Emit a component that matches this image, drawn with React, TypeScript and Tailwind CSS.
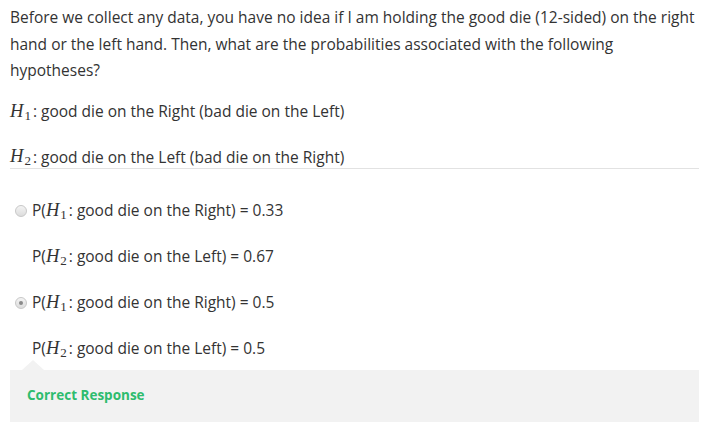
const sans = { fontFamily: '"Open Sans", "Liberation Sans", sans-serif' };

function H({ n }: { n: number }) {
  return (
    <span className="whitespace-nowrap pr-[2px]" style={{ fontFamily: '"Liberation Serif", "DejaVu Serif", serif' }}>
      <span className="italic text-[18.5px]">H</span>
      <span className="text-[13px] relative top-[3px] ml-[1px]">{n}</span>
    </span>
  );
}

function Radio({ checked }: { checked?: boolean }) {
  return (
    <span className="w-[12px] h-[12px] rounded-full border border-[#c8c8c8] bg-gradient-to-b from-[#f4f4f4] to-[#dcdcdc] flex items-center justify-center shrink-0">
      {checked && <span className="w-[4px] h-[4px] rounded-full bg-[#8a8a8a]" />}
    </span>
  );
}

function Option({ radio, checked, children }: { radio?: boolean; checked?: boolean; children: React.ReactNode }) {
  return (
    <div className="flex items-center h-[46px]">
      <div className="w-[22px] flex justify-center">{radio && <Radio checked={checked} />}</div>
      <div>{children}</div>
    </div>
  );
}

export default function App() {
  return (
    <div className="w-[709px] h-[434px] bg-white text-[15.5px] text-[#333] px-[10px] pt-[4px]" style={sans}>
      <p className="leading-[26.5px]">
        Before we collect any data, you have no idea if I am holding the good die (12-sided) on the right hand or the left hand. Then, what are the probabilities associated with the following hypotheses?
      </p>

      <div className="mt-[5px] h-[46px] flex items-center">
        <H n={1} />
        <span>: good die on the Right (bad die on the Left)</span>
      </div>
      <div className="h-[34px] pt-[12px] leading-[22px] flex items-center border-b border-[#e2e2e2]">
        <H n={2} />
        <span>: good die on the Left (bad die on the Right)</span>
      </div>

      <div className="mt-[19px]">
        <Option radio>
          P(<H n={1} />: good die on the Right) = 0.33
        </Option>
        <Option>
          P(<H n={2} />: good die on the Left) = 0.67
        </Option>
        <Option radio checked>
          P(<H n={1} />: good die on the Right) = 0.5
        </Option>
        <Option>
          P(<H n={2} />: good die on the Left) = 0.5
        </Option>
      </div>

      <div className="relative bg-[#f2f2f2] h-[52px] flex items-center px-[17px] mt-[-2px]">
        <span className="absolute left-[12px] -top-[10px] w-0 h-0 border-l-[11px] border-r-[11px] border-b-[10px] border-l-transparent border-r-transparent border-b-[#f2f2f2]" />
        <span className="text-[13.5px] font-bold text-[#2ebc6e]">Correct Response</span>
      </div>
    </div>
  );
}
══════════════════════════════
■ **TASK STATEMENT**:
Every line of the data above should be quoted exactly. Omit the pictures.

■ **PROBLEM SOLUTION**:
Emit a component that matches this image, drawn with React, TypeScript and Tailwind CSS.
const sans = { fontFamily: '"Open Sans", "Liberation Sans", sans-serif' };

function H({ n }: { n: number }) {
  return (
    <span className="whitespace-nowrap pr-[2px]" style={{ fontFamily: '"Liberation Serif", "DejaVu Serif", serif' }}>
      <span className="italic text-[18.5px]">H</span>
      <span className="text-[13px] relative top-[3px] ml-[1px]">{n}</span>
    </span>
  );
}

function Radio({ checked }: { checked?: boolean }) {
  return (
    <span className="w-[12px] h-[12px] rounded-full border border-[#c8c8c8] bg-gradient-to-b from-[#f4f4f4] to-[#dcdcdc] flex items-center justify-center shrink-0">
      {checked && <span className="w-[4px] h-[4px] rounded-full bg-[#8a8a8a]" />}
    </span>
  );
}

function Option({ radio, checked, children }: { radio?: boolean; checked?: boolean; children: React.ReactNode }) {
  return (
    <div className="flex items-center h-[46px]">
      <div className="w-[22px] flex justify-center">{radio && <Radio checked={checked} />}</div>
      <div>{children}</div>
    </div>
  );
}

export default function App() {
  return (
    <div className="w-[709px] h-[434px] bg-white text-[15.5px] text-[#333] px-[10px] pt-[4px]" style={sans}>
      <p className="leading-[26.5px]">
        Before we collect any data, you have no idea if I am holding the good die (12-sided) on the right hand or the left hand. Then, what are the probabilities associated with the following hypotheses?
      </p>

      <div className="mt-[5px] h-[46px] flex items-center">
        <H n={1} />
        <span>: good die on the Right (bad die on the Left)</span>
      </div>
      <div className="h-[34px] pt-[12px] leading-[22px] flex items-center border-b border-[#e2e2e2]">
        <H n={2} />
        <span>: good die on the Left (bad die on the Right)</span>
      </div>

      <div className="mt-[19px]">
        <Option radio>
          P(<H n={1} />: good die on the Right) = 0.33
        </Option>
        <Option>
          P(<H n={2} />: good die on the Left) = 0.67
        </Option>
        <Option radio checked>
          P(<H n={1} />: good die on the Right) = 0.5
        </Option>
        <Option>
          P(<H n={2} />: good die on the Left) = 0.5
        </Option>
      </div>

      <div className="relative bg-[#f2f2f2] h-[52px] flex items-center px-[17px] mt-[-2px]">
        <span className="absolute left-[12px] -top-[10px] w-0 h-0 border-l-[11px] border-r-[11px] border-b-[10px] border-l-transparent border-r-transparent border-b-[#f2f2f2]" />
        <span className="text-[13.5px] font-bold text-[#2ebc6e]">Correct Response</span>
      </div>
    </div>
  );
}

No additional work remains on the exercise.